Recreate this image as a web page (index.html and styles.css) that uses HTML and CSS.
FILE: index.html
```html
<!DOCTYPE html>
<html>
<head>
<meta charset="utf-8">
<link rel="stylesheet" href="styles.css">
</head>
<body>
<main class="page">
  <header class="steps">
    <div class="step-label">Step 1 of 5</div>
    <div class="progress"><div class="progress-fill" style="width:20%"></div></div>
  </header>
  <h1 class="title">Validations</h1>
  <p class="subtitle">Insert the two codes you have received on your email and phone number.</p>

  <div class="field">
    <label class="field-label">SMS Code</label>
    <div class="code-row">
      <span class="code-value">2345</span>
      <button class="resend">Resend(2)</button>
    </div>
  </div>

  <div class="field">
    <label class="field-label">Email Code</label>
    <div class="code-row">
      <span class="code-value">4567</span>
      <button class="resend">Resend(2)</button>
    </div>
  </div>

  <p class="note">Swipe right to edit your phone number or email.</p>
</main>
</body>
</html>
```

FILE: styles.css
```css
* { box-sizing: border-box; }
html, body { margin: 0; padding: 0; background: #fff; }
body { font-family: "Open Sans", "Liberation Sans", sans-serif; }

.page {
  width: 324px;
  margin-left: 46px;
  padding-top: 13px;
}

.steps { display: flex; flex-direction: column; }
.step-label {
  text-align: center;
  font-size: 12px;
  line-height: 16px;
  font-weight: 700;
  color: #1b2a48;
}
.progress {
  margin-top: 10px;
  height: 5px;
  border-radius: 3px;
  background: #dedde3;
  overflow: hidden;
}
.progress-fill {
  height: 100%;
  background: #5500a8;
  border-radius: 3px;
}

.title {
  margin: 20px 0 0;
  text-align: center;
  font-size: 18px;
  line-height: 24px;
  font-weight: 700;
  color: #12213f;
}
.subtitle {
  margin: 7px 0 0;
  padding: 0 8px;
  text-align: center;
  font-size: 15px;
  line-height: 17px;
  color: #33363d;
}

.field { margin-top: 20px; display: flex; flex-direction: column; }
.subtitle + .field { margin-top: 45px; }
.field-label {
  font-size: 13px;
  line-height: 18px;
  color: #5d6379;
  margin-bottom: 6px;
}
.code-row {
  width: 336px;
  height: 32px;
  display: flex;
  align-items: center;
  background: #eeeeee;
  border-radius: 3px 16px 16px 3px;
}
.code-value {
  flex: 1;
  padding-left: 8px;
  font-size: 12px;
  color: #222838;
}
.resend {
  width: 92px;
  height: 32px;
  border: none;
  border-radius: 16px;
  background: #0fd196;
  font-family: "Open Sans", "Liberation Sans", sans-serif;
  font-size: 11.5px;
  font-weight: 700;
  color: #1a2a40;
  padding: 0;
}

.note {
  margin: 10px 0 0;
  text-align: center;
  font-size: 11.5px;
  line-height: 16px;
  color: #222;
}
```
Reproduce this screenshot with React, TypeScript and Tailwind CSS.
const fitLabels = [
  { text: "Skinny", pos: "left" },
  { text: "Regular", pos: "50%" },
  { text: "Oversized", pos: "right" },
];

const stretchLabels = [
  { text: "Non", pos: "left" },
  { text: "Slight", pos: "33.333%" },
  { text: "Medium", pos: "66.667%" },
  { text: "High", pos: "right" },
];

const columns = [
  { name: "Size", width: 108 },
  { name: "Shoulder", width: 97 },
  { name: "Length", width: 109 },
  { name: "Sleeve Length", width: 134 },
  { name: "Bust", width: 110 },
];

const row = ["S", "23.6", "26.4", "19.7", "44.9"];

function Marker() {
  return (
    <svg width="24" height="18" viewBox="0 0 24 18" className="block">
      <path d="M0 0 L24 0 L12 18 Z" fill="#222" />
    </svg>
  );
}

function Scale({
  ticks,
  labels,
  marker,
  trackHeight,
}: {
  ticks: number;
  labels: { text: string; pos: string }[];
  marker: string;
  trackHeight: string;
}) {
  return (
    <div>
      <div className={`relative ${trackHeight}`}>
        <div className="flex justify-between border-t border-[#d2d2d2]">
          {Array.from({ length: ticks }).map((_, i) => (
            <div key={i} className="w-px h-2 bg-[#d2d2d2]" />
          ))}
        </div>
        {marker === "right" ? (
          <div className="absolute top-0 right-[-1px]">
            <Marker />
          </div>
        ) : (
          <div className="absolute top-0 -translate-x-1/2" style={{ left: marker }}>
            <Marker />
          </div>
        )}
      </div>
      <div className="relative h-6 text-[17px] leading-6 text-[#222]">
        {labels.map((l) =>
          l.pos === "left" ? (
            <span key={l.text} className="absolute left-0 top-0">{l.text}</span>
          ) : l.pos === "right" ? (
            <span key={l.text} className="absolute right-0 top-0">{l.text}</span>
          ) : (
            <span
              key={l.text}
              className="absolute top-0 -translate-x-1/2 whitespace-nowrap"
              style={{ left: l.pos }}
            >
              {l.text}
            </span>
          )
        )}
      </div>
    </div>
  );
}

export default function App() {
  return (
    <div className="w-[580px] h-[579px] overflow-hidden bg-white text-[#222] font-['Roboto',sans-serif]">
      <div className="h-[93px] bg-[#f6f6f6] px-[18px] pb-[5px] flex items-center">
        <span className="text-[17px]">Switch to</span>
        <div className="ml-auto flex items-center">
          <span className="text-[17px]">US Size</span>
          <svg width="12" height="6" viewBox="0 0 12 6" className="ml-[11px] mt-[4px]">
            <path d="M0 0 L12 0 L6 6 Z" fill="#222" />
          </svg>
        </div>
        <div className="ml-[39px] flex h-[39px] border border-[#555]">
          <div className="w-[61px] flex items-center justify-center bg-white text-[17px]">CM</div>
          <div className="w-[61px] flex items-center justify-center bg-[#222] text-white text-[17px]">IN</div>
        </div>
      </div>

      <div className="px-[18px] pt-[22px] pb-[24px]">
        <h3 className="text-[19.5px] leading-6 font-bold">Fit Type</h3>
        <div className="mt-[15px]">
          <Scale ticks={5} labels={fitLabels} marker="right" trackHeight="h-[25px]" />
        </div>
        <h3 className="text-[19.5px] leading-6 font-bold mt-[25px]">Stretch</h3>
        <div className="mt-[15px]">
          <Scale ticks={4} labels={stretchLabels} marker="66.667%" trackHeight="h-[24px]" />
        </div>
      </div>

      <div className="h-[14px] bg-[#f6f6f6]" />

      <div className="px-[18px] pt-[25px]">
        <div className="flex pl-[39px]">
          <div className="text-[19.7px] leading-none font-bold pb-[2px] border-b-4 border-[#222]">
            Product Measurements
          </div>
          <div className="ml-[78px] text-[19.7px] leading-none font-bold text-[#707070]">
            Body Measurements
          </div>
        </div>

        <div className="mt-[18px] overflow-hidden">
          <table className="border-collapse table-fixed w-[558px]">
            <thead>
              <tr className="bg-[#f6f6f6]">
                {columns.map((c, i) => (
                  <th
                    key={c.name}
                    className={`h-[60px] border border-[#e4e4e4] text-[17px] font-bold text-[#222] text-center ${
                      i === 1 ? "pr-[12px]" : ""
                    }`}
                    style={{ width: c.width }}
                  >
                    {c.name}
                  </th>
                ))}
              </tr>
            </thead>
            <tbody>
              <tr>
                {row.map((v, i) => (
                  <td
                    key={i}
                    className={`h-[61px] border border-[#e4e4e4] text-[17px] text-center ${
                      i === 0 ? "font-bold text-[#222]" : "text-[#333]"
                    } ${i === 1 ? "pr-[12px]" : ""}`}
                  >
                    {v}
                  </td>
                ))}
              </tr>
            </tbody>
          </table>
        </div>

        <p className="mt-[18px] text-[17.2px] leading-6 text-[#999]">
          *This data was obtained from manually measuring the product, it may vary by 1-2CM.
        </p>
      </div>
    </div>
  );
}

--------

» THE TASK: Transcribe each record exactly. Leave nothing out.

» FINAL RESULT:
Recreate this image as a web page (index.html and styles.css) that uses HTML and CSS.
FILE: index.html
```html
<!DOCTYPE html>
<html>
<head>
<meta charset="utf-8">
<link rel="stylesheet" href="styles.css">
</head>
<body>
<main class="page">
  <header class="steps">
    <div class="step-label">Step 1 of 5</div>
    <div class="progress"><div class="progress-fill" style="width:20%"></div></div>
  </header>
  <h1 class="title">Validations</h1>
  <p class="subtitle">Insert the two codes you have received on your email and phone number.</p>

  <div class="field">
    <label class="field-label">SMS Code</label>
    <div class="code-row">
      <span class="code-value">2345</span>
      <button class="resend">Resend(2)</button>
    </div>
  </div>

  <div class="field">
    <label class="field-label">Email Code</label>
    <div class="code-row">
      <span class="code-value">4567</span>
      <button class="resend">Resend(2)</button>
    </div>
  </div>

  <p class="note">Swipe right to edit your phone number or email.</p>
</main>
</body>
</html>
```

FILE: styles.css
```css
* { box-sizing: border-box; }
html, body { margin: 0; padding: 0; background: #fff; }
body { font-family: "Open Sans", "Liberation Sans", sans-serif; }

.page {
  width: 324px;
  margin-left: 46px;
  padding-top: 13px;
}

.steps { display: flex; flex-direction: column; }
.step-label {
  text-align: center;
  font-size: 12px;
  line-height: 16px;
  font-weight: 700;
  color: #1b2a48;
}
.progress {
  margin-top: 10px;
  height: 5px;
  border-radius: 3px;
  background: #dedde3;
  overflow: hidden;
}
.progress-fill {
  height: 100%;
  background: #5500a8;
  border-radius: 3px;
}

.title {
  margin: 20px 0 0;
  text-align: center;
  font-size: 18px;
  line-height: 24px;
  font-weight: 700;
  color: #12213f;
}
.subtitle {
  margin: 7px 0 0;
  padding: 0 8px;
  text-align: center;
  font-size: 15px;
  line-height: 17px;
  color: #33363d;
}

.field { margin-top: 20px; display: flex; flex-direction: column; }
.subtitle + .field { margin-top: 45px; }
.field-label {
  font-size: 13px;
  line-height: 18px;
  color: #5d6379;
  margin-bottom: 6px;
}
.code-row {
  width: 336px;
  height: 32px;
  display: flex;
  align-items: center;
  background: #eeeeee;
  border-radius: 3px 16px 16px 3px;
}
.code-value {
  flex: 1;
  padding-left: 8px;
  font-size: 12px;
  color: #222838;
}
.resend {
  width: 92px;
  height: 32px;
  border: none;
  border-radius: 16px;
  background: #0fd196;
  font-family: "Open Sans", "Liberation Sans", sans-serif;
  font-size: 11.5px;
  font-weight: 700;
  color: #1a2a40;
  padding: 0;
}

.note {
  margin: 10px 0 0;
  text-align: center;
  font-size: 11.5px;
  line-height: 16px;
  color: #222;
}
```
Reproduce this screenshot with React, TypeScript and Tailwind CSS.
const fitLabels = [
  { text: "Skinny", pos: "left" },
  { text: "Regular", pos: "50%" },
  { text: "Oversized", pos: "right" },
];

const stretchLabels = [
  { text: "Non", pos: "left" },
  { text: "Slight", pos: "33.333%" },
  { text: "Medium", pos: "66.667%" },
  { text: "High", pos: "right" },
];

const columns = [
  { name: "Size", width: 108 },
  { name: "Shoulder", width: 97 },
  { name: "Length", width: 109 },
  { name: "Sleeve Length", width: 134 },
  { name: "Bust", width: 110 },
];

const row = ["S", "23.6", "26.4", "19.7", "44.9"];

function Marker() {
  return (
    <svg width="24" height="18" viewBox="0 0 24 18" className="block">
      <path d="M0 0 L24 0 L12 18 Z" fill="#222" />
    </svg>
  );
}

function Scale({
  ticks,
  labels,
  marker,
  trackHeight,
}: {
  ticks: number;
  labels: { text: string; pos: string }[];
  marker: string;
  trackHeight: string;
}) {
  return (
    <div>
      <div className={`relative ${trackHeight}`}>
        <div className="flex justify-between border-t border-[#d2d2d2]">
          {Array.from({ length: ticks }).map((_, i) => (
            <div key={i} className="w-px h-2 bg-[#d2d2d2]" />
          ))}
        </div>
        {marker === "right" ? (
          <div className="absolute top-0 right-[-1px]">
            <Marker />
          </div>
        ) : (
          <div className="absolute top-0 -translate-x-1/2" style={{ left: marker }}>
            <Marker />
          </div>
        )}
      </div>
      <div className="relative h-6 text-[17px] leading-6 text-[#222]">
        {labels.map((l) =>
          l.pos === "left" ? (
            <span key={l.text} className="absolute left-0 top-0">{l.text}</span>
          ) : l.pos === "right" ? (
            <span key={l.text} className="absolute right-0 top-0">{l.text}</span>
          ) : (
            <span
              key={l.text}
              className="absolute top-0 -translate-x-1/2 whitespace-nowrap"
              style={{ left: l.pos }}
            >
              {l.text}
            </span>
          )
        )}
      </div>
    </div>
  );
}

export default function App() {
  return (
    <div className="w-[580px] h-[579px] overflow-hidden bg-white text-[#222] font-['Roboto',sans-serif]">
      <div className="h-[93px] bg-[#f6f6f6] px-[18px] pb-[5px] flex items-center">
        <span className="text-[17px]">Switch to</span>
        <div className="ml-auto flex items-center">
          <span className="text-[17px]">US Size</span>
          <svg width="12" height="6" viewBox="0 0 12 6" className="ml-[11px] mt-[4px]">
            <path d="M0 0 L12 0 L6 6 Z" fill="#222" />
          </svg>
        </div>
        <div className="ml-[39px] flex h-[39px] border border-[#555]">
          <div className="w-[61px] flex items-center justify-center bg-white text-[17px]">CM</div>
          <div className="w-[61px] flex items-center justify-center bg-[#222] text-white text-[17px]">IN</div>
        </div>
      </div>

      <div className="px-[18px] pt-[22px] pb-[24px]">
        <h3 className="text-[19.5px] leading-6 font-bold">Fit Type</h3>
        <div className="mt-[15px]">
          <Scale ticks={5} labels={fitLabels} marker="right" trackHeight="h-[25px]" />
        </div>
        <h3 className="text-[19.5px] leading-6 font-bold mt-[25px]">Stretch</h3>
        <div className="mt-[15px]">
          <Scale ticks={4} labels={stretchLabels} marker="66.667%" trackHeight="h-[24px]" />
        </div>
      </div>

      <div className="h-[14px] bg-[#f6f6f6]" />

      <div className="px-[18px] pt-[25px]">
        <div className="flex pl-[39px]">
          <div className="text-[19.7px] leading-none font-bold pb-[2px] border-b-4 border-[#222]">
            Product Measurements
          </div>
          <div className="ml-[78px] text-[19.7px] leading-none font-bold text-[#707070]">
            Body Measurements
          </div>
        </div>

        <div className="mt-[18px] overflow-hidden">
          <table className="border-collapse table-fixed w-[558px]">
            <thead>
              <tr className="bg-[#f6f6f6]">
                {columns.map((c, i) => (
                  <th
                    key={c.name}
                    className={`h-[60px] border border-[#e4e4e4] text-[17px] font-bold text-[#222] text-center ${
                      i === 1 ? "pr-[12px]" : ""
                    }`}
                    style={{ width: c.width }}
                  >
                    {c.name}
                  </th>
                ))}
              </tr>
            </thead>
            <tbody>
              <tr>
                {row.map((v, i) => (
                  <td
                    key={i}
                    className={`h-[61px] border border-[#e4e4e4] text-[17px] text-center ${
                      i === 0 ? "font-bold text-[#222]" : "text-[#333]"
                    } ${i === 1 ? "pr-[12px]" : ""}`}
                  >
                    {v}
                  </td>
                ))}
              </tr>
            </tbody>
          </table>
        </div>

        <p className="mt-[18px] text-[17.2px] leading-6 text-[#999]">
          *This data was obtained from manually measuring the product, it may vary by 1-2CM.
        </p>
      </div>
    </div>
  );
}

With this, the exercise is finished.